Figure 10 shows the directivity of the high-frequency transducers with a center hole at 200 kHz. Through comparative analysis, the measured thickness of the vibration transducer with a 5 mm disc hole in the center increases the main lobe beam width by 0.7° and decreases the sidelobe level by 1.3 dB.

5. Conclusions

Due to the high-frequency of the thickness vibration mode of the piezoelectric wafer, the vibration shape is very complex due to the coupling effect of the radial high-order mode, the thickness shear vibration modes, and other modes.
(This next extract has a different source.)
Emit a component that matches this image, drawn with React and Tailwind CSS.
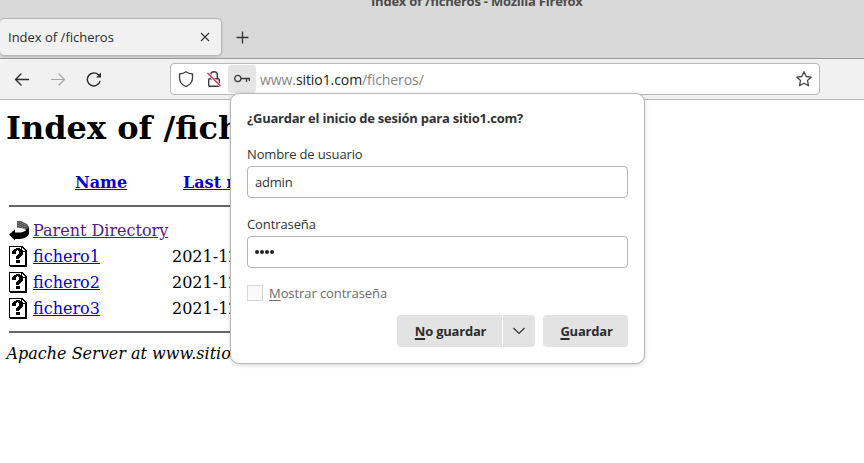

In this paper, through the theoretical and simulation calculation of the vibration mode and coupling vibration frequency of the piezoelectric vibrator, the frequency optimization research, decoupling method and experimental verification were carried out. The low-sidelobe high-frequency transducer was obtained by adjusting the central hole size of the perforated piezoelectric ceramic wafer. The simulation analysis and experimental results show that the central hole has a simple but effective decoupling effect on the modal vibration of the circular high-frequency transducer, leading to the improvement of both the transmitting ability and directivity of the circular transducer. With the increase of the inner diameter of the hole in the center, the normal inverse vibration displacement of the disc surface disappears, the thickness vibration mode is gradually weakened by the coupling effect, and the acoustic emission ability and sidelobe level of the transducer are improved. This simple method provides technical support for the design of high-frequency transducers.